High Schools Are Doing a Disservice to Students in the Name of Kindness

By Amelia Hamilton Published on June 12, 2015

In our contemporary participation trophy society, graduating from high school doesn’t mean what it used to.

In Los Angeles, the school district (LAUSD) found themselves with a bit of a problem: 22,000 students in the class of 2017 ran the risk of not meeting the minimum requirements to graduate. What’s a district to do? Give the students extra help? Get them back on track? Nope. Instead, the LAUSD voted unanimously to lower their graduation requirements. The district used to require a C average in college preparatory classes, but that requirement has been dropped to a D.

Of course, a society in which people aren’t allowed to fail is a society in which people are not allowed to succeed greatly. That has been the experience of students at the other end of the academic spectrum, and that is why there’s now a trend of high schools recognizing multiple valedictorians.

In a recent piece by a current college sophomore Dalton Miller, he says that being one of 72 valedictorians is not a product of the “everyone gets a trophy” era. He argued that this system eliminates that thing that appears to be so terrifying to the hothouse flowers of today: competition.

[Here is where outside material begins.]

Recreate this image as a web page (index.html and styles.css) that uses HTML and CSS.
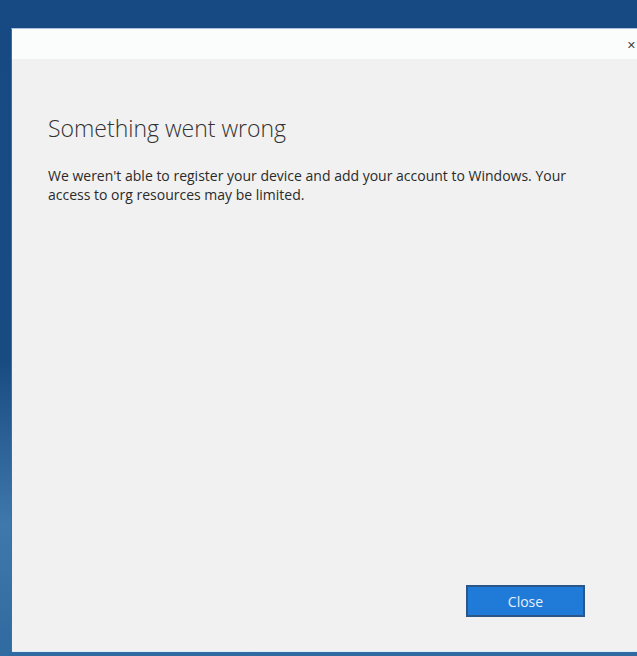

Recognizing multiple valedictorians eliminates the unhealthy competition created by a system that awards just one winner. Instead, it emphasizes student learning over student rank, rewarding us for taking academically rigorous courses without pitting us against each other. During my senior year, I took four AP and IB courses in hopes of getting my GPA high enough to earn valedictorian status. For me, the distinction was especially important because my high school allows all valedictorians to apply to be the graduation speaker, and I really enjoy public speaking.

I wonder what Miller thinks is inherently unhealthy about competition. He says that his valedictorian group included state champion athletes and top musicians, and he mentions the college admissions process. These are all competitive. Somebody had to lose the state championship for his colleague to win. Somebody has to be second chair violin, and not everyone will get into his or her top choice of college. After one’s education is complete, not everyone can have the promotion, get the girl, or buy the best house on the market. Somebody will come out on top. Most people win some and lose some, and working hard can help to ensure more outcomes end up in the former column.

Miller later makes an assertion that goes to prove my point:

There are many academic honors that recognize multiple students: honor rolls, National Honor Society, and dean’s lists, to name a few. Academia knows that recognizing excellence in many doesn’t diminish the achievements of one.

These students will all have been recognized. They will have been on the honor roll, been invited into NHS, or named to the dean’s list. Having a student named as valedictorian doesn’t mean that other students aren’t recognized for their hard work. As for recognizing that “excellence in many doesn’t diminish the achievements of one,” the reverse is also true. One student being named valedictorian will not mean that colleges will overlook the other exceptional students. Those students will have other distinctions on their transcript to show what they’ve accomplished.

So, as graduation season comes to a close, we find that students on both ends of the academic spectrum are being done a disservice. Students who are struggling are not encouraged to do better, but having the standards lowered to meet their performance. On the other hand, the student who has worked hard and achieved more than any of his or her peers is told that they have to be one of many to avoid the harsh reality that, in any given situation, some will do better than others.

It’s a disservice to students because it teaches and reinforces the idea that the world is other than it is. It teaches low-performing students that they can’t do any better and that nobody expects better of them. It teaches those students that it doesn’t matter, anyway, because they will be allowed to succeed even if their performance doesn’t merit success. For the students who have worked hard but not made it to the top, they’re being taught that they deserve all of the accolades of those who performed better. For the one student who should have come out on top, he or she has now been told that it doesn’t really matter. The feelings of those who didn’t quite measure up are more important.

The confused and confusing lessons hardly prepare these students for the years ahead. Shielding students from the world doesn’t prepare them for the world, and that’s what school is for. Failing students in this is failing them utterly.